И все же я должна рассказать об одной из последних наших поездок. В доме, стоявшем довольно далеко от Кельштайна, умирала молодая девушка. Настоящий ангел. Бледное правильное лицо, удивительно тонкие светлые волосы, рассыпавшиеся по безупречным плечам, нежная кожа. При взгляде на нее, лежащую в залитой сиянием комнате, казалось, что смерть уводит ее ласково, без мук, без сопротивления. Девушка встречала смерть, как надежду, с безмятежной улыбкой. Отец не мешал этой тихой агонии, он почти неподвижно сидел рядом, время от времени знаком показывая, что все идет, как должно быть. Но он явно чего-то ждал.
Стояло лето, день был знойный, ставни закрыли, и по полу протянулся огромный солнечный крест. Внезапно — ничто не предвещало этого припадка — девушку стало рвать чем-то ужасным. Ее рот выбрасывал густой черный поток. Смрад не человеческий — и не звериный. Смрад, вытолкнутый из мерзких глубин. И эта тягучая жижа лилась по ее животу и ногам, по простыне, по кружевной ночной сорочке. Она стекала с постели, расползалась по полу темной лужей, затягивавшей ослепительный крест.

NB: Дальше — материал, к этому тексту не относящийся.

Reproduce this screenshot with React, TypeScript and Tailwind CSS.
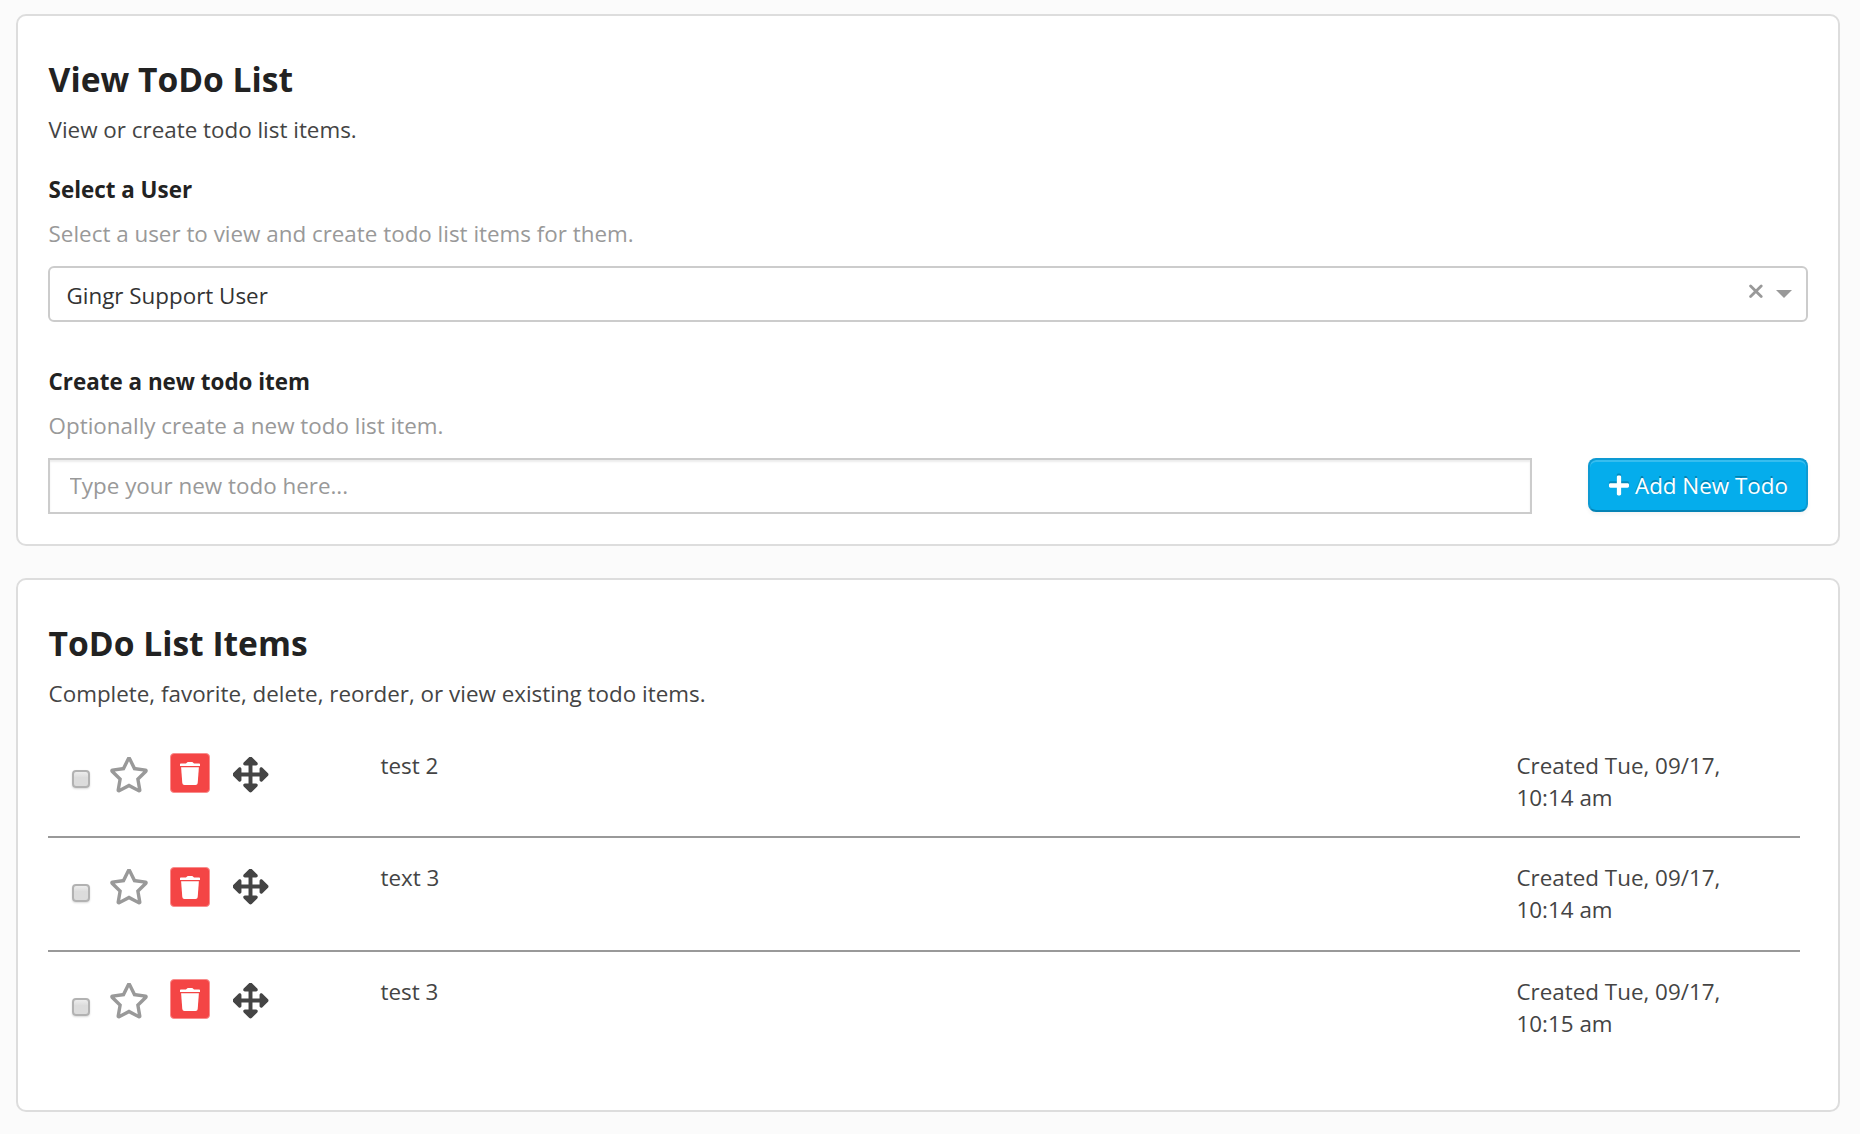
import React from 'react';
import { FaArrowsAlt, FaPlus, FaRegStar } from 'react-icons/fa';

interface TodoItem {
  text: string;
  time: string;
  rowClass: string;
  checkClass: string;
  trashClass: string;
}

const items: TodoItem[] = [
  { text: 'test 2', time: '10:14 am', rowClass: 'h-[112px] border-b-2', checkClass: 'mt-[44px]', trashClass: 'mt-[27px]' },
  { text: 'text 3', time: '10:14 am', rowClass: 'h-[114px] border-b-2', checkClass: 'mt-[46px]', trashClass: 'mt-[29px]' },
  { text: 'test 3', time: '10:15 am', rowClass: 'h-[114px]', checkClass: 'mt-[46px]', trashClass: 'mt-[27px]' },
];

const App: React.FC = () => {
  return (
    <div className="min-h-screen bg-[#fbfbfb] px-4 pt-3.5 font-['Open_Sans',sans-serif] text-[22.4px] leading-8 text-[#444]">
      {/* Create form */}
      <section className="h-[532px] w-[1824px] rounded-[10px] border-2 border-[#ddd] bg-white px-[30px] pt-[39px]">
        <h1 className="pl-[0.6px] text-[33.6px] font-bold leading-[48px] text-[#222]">View ToDo List</h1>
        <p className="mt-[11px] pl-[0.6px]">View or create todo list items.</p>

        <h2 className="mt-[28px] pl-[0.6px] font-bold text-[#222]">Select a User</h2>
        <p className="mt-[12px] pl-[0.6px] text-[#999]">Select a user to view and create todo list items for them.</p>
        <div className="mt-[16px] flex h-14 items-start rounded-md border-2 border-[#ccc] bg-white pl-4 pr-[14px]">
          <span className="mt-[12px] grow pl-[0.5px] text-[#333]">Gingr Support User</span>
          <ClearIcon />
          <svg className="ml-[13px] mt-[22px] h-2 w-4" viewBox="0 0 16 8" fill="#999">
            <path d="M0 0h16L8 8z" />
          </svg>
        </div>

        <h2 className="mt-[44px] pl-[0.6px] font-bold text-[#222]">Create a new todo item</h2>
        <p className="mt-[12px] pl-[0.6px] text-[#999]">Optionally create a new todo list item.</p>
        <div className="mt-[16px] flex items-start justify-between">
          <input
            className="h-14 w-[1484px] border-2 border-[#ccc] bg-white px-[19.5px] pb-px shadow-[inset_0_2px_2px_rgba(0,0,0,0.075)] placeholder:text-[#999]"
            placeholder="Type your new todo here..."
          />
          <button className="flex h-[54px] w-[220px] items-center rounded-lg border-2 border-[#0d9ad3] border-b-[#0583b5] bg-[#05adec] pl-[19px] text-white shadow-[inset_0_2px_0_rgba(255,255,255,0.2),0_2px_4px_rgba(0,0,0,0.05)] [text-shadow:0_-2px_0_rgba(0,0,0,0.25)]">
            <FaPlus className="h-[23px] w-[20px] drop-shadow-[0_-2px_0_rgba(0,0,0,0.2)]" />
            <span className="ml-[6px] pt-px">Add New Todo</span>
          </button>
        </div>
      </section>

      {/* Items */}
      <section className="mt-8 h-[534px] w-[1824px] rounded-[10px] border-2 border-[#ddd] bg-white px-[30px] pt-[39px]">
        <h1 className="pl-[0.6px] text-[33.6px] font-bold leading-[48px] text-[#222]">ToDo List Items</h1>
        <p className="mt-[11px] pl-[0.6px]">Complete, favorite, delete, reorder, or view existing todo items.</p>
        <div className="mt-[16px] w-[1752px]">
          {items.map((item) => (
            <TodoRow key={item.text} item={item} />
          ))}
        </div>
      </section>
    </div>
  );
};

const TodoRow: React.FC<{ item: TodoItem }> = ({ item }) => {
  return (
    <div className={`flex items-start border-[#999] pl-6 ${item.rowClass}`}>
      <input
        type="checkbox"
        className={`size-[18px] appearance-none rounded border-2 border-[#b2b2b2] bg-linear-to-b from-[#ededed] to-[#dcdcdc] to-40% shadow-[0_1px_2px_rgba(0,0,0,0.15)] ${item.checkClass}`}
      />
      <FaRegStar className="ml-[18px] mt-[30px] h-[37px] w-[42px] p-[0.5px] text-[#999]" />
      <button className={`ml-[20px] flex size-10 justify-center rounded border border-[#f98c8c] bg-[#f44545] pt-[8px] ${item.trashClass}`}>
        <TrashIcon />
      </button>
      <FaArrowsAlt className="ml-[22px] mt-[30px] size-[37px] p-[0.5px] text-[#444]" />
      <div className="ml-[111.5px] mt-[24px] w-[1136px]">{item.text}</div>
      <div className="mt-[24px] w-[230px]">Created Tue, 09/17, {item.time}</div>
    </div>
  );
};

const ClearIcon: React.FC = () => (
  <svg className="mt-[16px] size-[14px]" viewBox="0 0 14 14" stroke="#999" strokeWidth="2.8" strokeLinecap="round">
    <path d="M1.6 1.9l10.6 10.6M12.2 1.9L1.6 12.5" />
  </svg>
);

const TrashIcon: React.FC = () => (
  <svg className="h-[23px] w-5" viewBox="0 0 20 23" fill="white">
    <path d="M0 2.2Q0 1.5 0.8 1.5H6L7.3 0.3Q7.6 0 8 0H12Q12.4 0 12.7 0.3L14 1.5H19.2Q20 1.5 20 2.2V4H0Z" />
    <path d="M1.1 5.2H18.9L17.7 21Q17.5 22.9 15.6 22.9H4.4Q2.5 22.9 2.3 21Z" />
  </svg>
);

export default App;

Вскоре смерть унесла эту девушку. На обратном пути отец остановил машину в лесу, чтобы дать мне успокаивающую микстуру. Мне не надо было успокоительного, но я выпила, чтобы спокойнее было ему, а главное — я обожала ее вкус, вкус спиртовой настойки на цветочных лепестках и меду. Когда он поднес мне ложку, я широко раскрыла рот. Я слышала, как он бормотал что-то насчет „рвотных масс“, упоминал о чем-то „бледном“ и „ужасном“. Он говорил об этой девушке, но, как ни странно, мне казалось, что он говорил и о Германии.
И, наконец, настал день, когда отец без всяких объяснений перестал брать меня с собой. Он ни за что больше не хотел, чтобы я ездила с ним. Я выросла».
Конечно, Клара никогда не рассказывала мне таким образом о своем детстве. Некоторые подробности тех лет я узнал лишь намного позже. Обрывки ее немецких воспоминаний? Чистейшее порождение моего воображения? Воздействие моего желания? Я уже и сам не знаю…
А потом я принялся думать о ее матери, Магде. Я видел ее лишь мельком. Со спины. За роялем. Но матери — это секрет дочерей. И тогда в моей голове развернулся новый рассказ. Скорее — созданное мной изображение, чем точное воспроизведение, потому что и Клара, когда мне случалось ее расспрашивать об этом, мало что могла рассказать о молодости матери. Она почти ничего не знала — ей самой приходилось додумывать и представлять. Иногда ее осаждали зыбкие и путающие видения.